Records with interface code
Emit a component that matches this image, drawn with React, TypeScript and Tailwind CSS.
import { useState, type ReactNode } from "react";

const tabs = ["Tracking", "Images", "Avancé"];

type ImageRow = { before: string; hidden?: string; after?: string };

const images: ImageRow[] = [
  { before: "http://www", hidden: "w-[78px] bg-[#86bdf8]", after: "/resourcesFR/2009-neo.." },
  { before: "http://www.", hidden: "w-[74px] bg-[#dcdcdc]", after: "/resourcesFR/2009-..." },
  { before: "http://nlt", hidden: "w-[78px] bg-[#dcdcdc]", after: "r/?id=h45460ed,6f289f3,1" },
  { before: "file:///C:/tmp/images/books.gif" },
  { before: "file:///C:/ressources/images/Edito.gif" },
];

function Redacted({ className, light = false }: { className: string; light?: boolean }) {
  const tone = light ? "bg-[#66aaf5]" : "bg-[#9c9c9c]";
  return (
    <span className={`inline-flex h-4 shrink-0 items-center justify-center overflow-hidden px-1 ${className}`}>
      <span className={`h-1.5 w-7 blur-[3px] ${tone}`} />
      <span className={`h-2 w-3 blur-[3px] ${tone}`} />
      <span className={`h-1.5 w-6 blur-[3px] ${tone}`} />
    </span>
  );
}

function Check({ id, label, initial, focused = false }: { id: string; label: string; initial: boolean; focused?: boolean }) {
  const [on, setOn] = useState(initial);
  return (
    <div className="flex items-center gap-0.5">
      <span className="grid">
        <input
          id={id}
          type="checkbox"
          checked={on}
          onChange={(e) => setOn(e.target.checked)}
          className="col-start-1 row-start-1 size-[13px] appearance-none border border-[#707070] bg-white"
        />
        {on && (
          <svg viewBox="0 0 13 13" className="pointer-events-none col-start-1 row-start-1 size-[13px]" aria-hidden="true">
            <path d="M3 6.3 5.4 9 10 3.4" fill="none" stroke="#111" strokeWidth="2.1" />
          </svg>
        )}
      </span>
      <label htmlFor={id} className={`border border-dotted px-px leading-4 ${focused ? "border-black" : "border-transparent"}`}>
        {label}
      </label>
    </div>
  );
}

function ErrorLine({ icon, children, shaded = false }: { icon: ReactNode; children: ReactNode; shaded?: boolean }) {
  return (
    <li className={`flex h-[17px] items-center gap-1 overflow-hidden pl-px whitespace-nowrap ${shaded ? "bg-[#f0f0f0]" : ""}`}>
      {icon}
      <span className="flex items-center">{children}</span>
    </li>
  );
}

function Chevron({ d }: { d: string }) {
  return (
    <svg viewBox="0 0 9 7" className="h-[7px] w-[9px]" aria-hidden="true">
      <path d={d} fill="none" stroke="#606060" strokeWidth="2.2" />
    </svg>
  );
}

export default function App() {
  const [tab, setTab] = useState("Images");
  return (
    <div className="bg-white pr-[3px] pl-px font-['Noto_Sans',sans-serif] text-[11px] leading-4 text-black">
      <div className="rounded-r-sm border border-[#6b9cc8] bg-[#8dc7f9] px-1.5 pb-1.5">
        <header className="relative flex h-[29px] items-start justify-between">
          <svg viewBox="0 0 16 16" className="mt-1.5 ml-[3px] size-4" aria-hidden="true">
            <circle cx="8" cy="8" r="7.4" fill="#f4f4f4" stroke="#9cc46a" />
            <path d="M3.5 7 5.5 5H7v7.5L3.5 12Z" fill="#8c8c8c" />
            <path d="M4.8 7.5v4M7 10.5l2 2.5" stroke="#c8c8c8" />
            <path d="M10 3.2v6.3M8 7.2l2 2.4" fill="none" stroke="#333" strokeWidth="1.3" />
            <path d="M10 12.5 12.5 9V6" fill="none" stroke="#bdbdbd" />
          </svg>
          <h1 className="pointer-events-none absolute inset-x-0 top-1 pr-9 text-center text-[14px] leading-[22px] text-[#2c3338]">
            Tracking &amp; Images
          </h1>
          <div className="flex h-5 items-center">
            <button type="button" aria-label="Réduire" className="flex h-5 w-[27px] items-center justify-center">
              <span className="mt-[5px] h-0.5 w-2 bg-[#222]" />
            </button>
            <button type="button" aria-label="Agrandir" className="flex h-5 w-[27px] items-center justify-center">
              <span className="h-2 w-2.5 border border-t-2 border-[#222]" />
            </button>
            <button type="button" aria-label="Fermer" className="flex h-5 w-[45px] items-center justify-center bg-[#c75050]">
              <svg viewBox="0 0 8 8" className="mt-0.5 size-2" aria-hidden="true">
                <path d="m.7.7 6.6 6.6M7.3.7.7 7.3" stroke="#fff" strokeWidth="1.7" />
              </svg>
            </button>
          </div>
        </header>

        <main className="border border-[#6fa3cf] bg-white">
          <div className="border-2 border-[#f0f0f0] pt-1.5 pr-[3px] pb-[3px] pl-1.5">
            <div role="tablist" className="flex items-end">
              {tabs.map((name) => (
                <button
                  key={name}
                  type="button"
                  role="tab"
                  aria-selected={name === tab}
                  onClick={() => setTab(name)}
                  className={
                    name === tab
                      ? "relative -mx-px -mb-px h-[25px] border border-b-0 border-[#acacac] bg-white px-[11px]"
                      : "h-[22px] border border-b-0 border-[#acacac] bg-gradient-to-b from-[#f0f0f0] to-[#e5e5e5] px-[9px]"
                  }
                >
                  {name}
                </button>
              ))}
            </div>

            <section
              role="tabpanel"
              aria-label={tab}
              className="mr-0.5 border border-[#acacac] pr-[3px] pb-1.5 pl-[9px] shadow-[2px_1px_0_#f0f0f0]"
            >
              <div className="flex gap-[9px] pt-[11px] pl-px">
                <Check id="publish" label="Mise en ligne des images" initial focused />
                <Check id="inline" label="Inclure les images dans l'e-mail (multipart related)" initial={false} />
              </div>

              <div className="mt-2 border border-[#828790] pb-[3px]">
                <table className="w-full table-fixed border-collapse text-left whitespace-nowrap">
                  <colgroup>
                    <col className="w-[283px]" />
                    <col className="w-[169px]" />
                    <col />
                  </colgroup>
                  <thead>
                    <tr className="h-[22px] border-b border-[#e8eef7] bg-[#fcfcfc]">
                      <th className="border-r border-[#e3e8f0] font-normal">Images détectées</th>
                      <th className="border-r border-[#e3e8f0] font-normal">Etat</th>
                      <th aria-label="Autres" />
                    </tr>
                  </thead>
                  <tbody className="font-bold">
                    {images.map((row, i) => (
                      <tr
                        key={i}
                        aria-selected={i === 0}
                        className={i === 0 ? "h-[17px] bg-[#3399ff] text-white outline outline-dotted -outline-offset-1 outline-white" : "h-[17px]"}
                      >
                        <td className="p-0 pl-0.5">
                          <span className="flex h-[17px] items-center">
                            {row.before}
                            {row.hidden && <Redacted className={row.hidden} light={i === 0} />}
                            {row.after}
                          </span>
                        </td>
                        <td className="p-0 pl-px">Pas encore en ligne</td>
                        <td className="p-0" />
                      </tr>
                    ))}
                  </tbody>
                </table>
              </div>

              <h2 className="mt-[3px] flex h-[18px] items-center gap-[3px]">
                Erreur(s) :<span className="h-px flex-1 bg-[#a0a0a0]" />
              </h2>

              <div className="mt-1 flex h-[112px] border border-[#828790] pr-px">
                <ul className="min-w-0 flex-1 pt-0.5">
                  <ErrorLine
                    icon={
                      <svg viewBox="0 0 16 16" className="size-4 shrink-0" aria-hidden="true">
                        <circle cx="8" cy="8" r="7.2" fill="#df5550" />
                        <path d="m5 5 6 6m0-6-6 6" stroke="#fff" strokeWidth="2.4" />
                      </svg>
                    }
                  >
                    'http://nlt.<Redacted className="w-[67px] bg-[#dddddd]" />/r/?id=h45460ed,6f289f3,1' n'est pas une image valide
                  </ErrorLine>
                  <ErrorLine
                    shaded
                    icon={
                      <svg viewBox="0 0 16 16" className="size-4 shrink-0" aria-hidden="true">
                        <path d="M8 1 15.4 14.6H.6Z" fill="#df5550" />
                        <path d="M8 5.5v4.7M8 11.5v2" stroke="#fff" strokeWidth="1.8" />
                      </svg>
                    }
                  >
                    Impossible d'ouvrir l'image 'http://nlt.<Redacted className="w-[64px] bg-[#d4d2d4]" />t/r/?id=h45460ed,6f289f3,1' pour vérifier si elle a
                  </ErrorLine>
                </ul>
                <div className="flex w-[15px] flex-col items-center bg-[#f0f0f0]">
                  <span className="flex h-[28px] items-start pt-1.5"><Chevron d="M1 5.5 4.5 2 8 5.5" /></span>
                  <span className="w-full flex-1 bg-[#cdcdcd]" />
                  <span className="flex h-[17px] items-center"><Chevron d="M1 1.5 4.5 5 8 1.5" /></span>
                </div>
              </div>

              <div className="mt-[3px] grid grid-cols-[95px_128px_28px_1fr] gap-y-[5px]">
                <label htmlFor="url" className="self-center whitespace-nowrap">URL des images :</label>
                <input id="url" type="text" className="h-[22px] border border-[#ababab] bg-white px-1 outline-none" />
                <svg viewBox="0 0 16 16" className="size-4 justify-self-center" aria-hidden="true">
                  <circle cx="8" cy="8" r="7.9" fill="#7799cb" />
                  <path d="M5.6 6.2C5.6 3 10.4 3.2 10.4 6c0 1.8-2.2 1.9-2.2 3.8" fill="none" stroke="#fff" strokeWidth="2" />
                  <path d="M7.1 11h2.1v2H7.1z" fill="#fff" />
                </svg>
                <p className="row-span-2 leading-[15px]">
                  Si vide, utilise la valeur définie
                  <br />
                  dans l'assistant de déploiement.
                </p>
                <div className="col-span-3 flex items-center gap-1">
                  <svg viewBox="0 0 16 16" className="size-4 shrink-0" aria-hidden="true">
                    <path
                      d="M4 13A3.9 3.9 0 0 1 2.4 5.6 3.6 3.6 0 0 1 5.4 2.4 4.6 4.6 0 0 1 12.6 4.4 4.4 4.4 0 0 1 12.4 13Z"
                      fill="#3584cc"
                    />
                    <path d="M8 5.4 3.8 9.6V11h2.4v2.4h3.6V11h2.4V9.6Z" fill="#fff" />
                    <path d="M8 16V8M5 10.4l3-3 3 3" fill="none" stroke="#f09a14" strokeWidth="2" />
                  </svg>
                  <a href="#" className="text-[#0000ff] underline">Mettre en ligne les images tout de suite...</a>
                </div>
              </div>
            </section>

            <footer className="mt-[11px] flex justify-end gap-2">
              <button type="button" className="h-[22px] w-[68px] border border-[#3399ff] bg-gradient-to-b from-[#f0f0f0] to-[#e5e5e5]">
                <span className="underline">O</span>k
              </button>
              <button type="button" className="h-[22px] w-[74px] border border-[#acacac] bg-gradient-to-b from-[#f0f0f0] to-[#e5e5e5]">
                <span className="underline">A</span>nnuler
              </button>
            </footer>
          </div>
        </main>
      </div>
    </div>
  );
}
==
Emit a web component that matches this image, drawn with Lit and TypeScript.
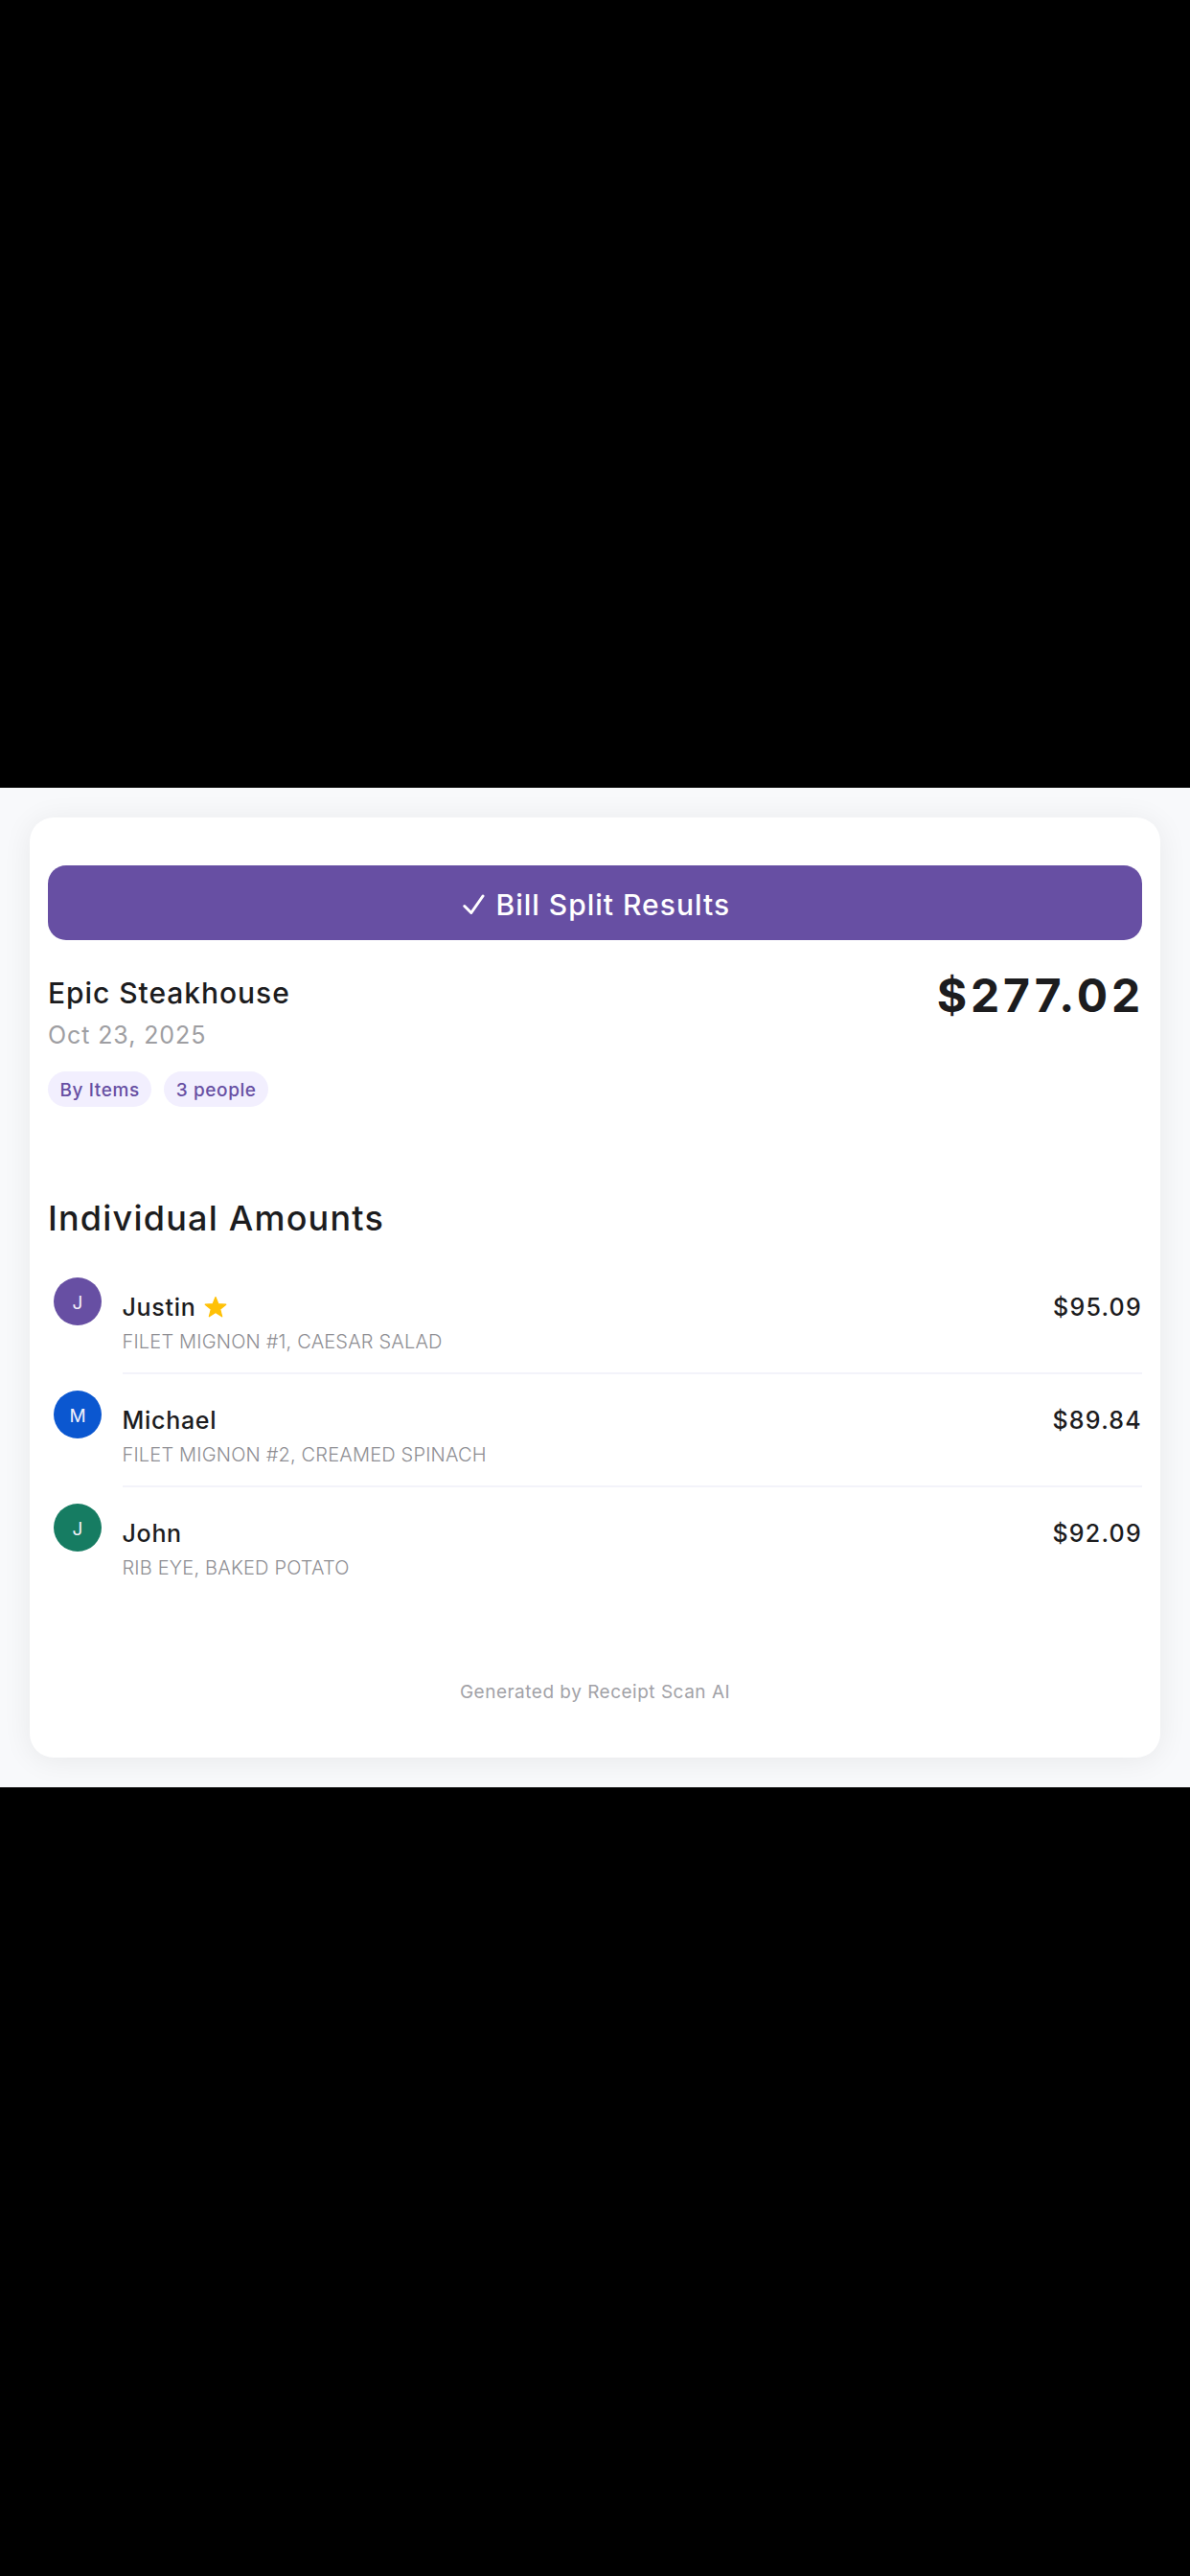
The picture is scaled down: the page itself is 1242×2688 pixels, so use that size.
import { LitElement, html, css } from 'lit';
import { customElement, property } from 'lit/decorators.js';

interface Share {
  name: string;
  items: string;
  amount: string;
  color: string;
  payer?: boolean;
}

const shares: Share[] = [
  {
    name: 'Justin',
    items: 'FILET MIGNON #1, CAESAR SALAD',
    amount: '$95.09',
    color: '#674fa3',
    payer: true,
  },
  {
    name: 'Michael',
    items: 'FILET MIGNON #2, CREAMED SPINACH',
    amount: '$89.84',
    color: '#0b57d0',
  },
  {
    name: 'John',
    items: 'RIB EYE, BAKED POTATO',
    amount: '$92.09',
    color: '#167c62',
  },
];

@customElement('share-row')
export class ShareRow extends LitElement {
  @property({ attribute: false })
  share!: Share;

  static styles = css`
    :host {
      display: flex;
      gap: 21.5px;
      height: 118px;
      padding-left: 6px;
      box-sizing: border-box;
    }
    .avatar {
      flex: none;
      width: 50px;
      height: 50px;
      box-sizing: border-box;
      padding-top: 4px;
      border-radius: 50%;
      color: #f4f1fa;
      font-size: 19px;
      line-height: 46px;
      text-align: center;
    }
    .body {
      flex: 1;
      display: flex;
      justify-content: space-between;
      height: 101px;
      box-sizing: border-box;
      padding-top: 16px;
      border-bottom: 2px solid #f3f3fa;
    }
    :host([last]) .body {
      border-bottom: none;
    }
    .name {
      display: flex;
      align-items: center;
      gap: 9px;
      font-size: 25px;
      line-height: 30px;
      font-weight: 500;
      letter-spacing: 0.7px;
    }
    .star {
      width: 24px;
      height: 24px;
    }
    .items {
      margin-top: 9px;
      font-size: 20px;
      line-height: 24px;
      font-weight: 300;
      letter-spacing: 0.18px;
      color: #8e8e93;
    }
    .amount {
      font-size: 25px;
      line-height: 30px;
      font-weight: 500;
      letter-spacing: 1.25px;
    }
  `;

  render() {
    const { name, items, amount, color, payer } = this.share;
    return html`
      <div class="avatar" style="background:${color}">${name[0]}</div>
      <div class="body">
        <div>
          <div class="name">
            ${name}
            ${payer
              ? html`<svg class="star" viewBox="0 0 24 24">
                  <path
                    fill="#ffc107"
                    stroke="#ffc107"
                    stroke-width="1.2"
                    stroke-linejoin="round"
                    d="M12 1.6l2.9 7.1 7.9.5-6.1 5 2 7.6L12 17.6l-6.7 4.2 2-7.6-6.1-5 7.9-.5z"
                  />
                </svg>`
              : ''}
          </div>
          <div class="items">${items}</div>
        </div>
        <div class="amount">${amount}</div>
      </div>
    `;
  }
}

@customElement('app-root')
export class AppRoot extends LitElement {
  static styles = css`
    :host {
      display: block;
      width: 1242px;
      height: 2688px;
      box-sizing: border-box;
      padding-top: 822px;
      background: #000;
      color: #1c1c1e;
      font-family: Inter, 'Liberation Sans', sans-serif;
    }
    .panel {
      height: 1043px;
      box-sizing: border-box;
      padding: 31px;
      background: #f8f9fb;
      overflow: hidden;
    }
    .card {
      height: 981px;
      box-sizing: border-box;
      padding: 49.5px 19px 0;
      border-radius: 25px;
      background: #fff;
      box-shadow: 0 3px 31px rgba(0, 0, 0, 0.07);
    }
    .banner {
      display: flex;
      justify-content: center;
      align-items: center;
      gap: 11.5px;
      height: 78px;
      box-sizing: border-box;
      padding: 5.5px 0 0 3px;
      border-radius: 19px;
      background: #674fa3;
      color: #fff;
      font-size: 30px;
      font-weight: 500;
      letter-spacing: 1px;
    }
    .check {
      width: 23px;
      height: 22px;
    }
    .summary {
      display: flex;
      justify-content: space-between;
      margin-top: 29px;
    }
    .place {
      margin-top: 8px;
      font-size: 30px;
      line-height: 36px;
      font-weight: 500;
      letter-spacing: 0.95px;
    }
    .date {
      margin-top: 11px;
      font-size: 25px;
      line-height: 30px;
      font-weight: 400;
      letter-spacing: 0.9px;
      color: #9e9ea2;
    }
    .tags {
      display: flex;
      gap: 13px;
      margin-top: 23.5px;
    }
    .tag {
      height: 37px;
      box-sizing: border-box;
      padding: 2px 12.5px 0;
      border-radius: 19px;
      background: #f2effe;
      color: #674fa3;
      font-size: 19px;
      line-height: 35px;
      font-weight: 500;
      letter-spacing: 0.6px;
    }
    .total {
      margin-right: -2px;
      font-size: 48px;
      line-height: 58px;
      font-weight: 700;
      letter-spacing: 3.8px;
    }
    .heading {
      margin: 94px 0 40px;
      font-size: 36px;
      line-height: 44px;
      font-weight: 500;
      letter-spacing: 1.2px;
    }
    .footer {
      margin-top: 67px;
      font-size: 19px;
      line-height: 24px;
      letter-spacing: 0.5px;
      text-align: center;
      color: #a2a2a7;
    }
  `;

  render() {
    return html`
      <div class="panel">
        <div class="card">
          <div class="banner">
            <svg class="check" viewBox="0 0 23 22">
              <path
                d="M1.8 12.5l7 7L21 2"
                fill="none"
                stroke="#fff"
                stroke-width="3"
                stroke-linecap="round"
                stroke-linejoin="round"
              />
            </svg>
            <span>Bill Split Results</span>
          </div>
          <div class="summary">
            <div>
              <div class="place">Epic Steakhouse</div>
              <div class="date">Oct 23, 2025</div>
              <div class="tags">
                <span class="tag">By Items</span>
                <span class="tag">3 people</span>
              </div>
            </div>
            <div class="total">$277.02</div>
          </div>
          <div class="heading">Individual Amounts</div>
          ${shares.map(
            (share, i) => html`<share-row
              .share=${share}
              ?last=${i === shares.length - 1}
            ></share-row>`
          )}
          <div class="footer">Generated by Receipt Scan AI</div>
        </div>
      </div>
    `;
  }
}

## WORK TO BE COMPLETED:
Among the entries above, locate the line with "Emit a web component" and the line with "share!: Share;". Give those two lines and all lines between them again, exactly, leaving out the pictures.

## COMPLETED EXERCISE:
Emit a web component that matches this image, drawn with Lit and TypeScript.
The picture is scaled down: the page itself is 1242×2688 pixels, so use that size.
import { LitElement, html, css } from 'lit';
import { customElement, property } from 'lit/decorators.js';

interface Share {
  name: string;
  items: string;
  amount: string;
  color: string;
  payer?: boolean;
}

const shares: Share[] = [
  {
    name: 'Justin',
    items: 'FILET MIGNON #1, CAESAR SALAD',
    amount: '$95.09',
    color: '#674fa3',
    payer: true,
  },
  {
    name: 'Michael',
    items: 'FILET MIGNON #2, CREAMED SPINACH',
    amount: '$89.84',
    color: '#0b57d0',
  },
  {
    name: 'John',
    items: 'RIB EYE, BAKED POTATO',
    amount: '$92.09',
    color: '#167c62',
  },
];

@customElement('share-row')
export class ShareRow extends LitElement {
  @property({ attribute: false })
  share!: Share;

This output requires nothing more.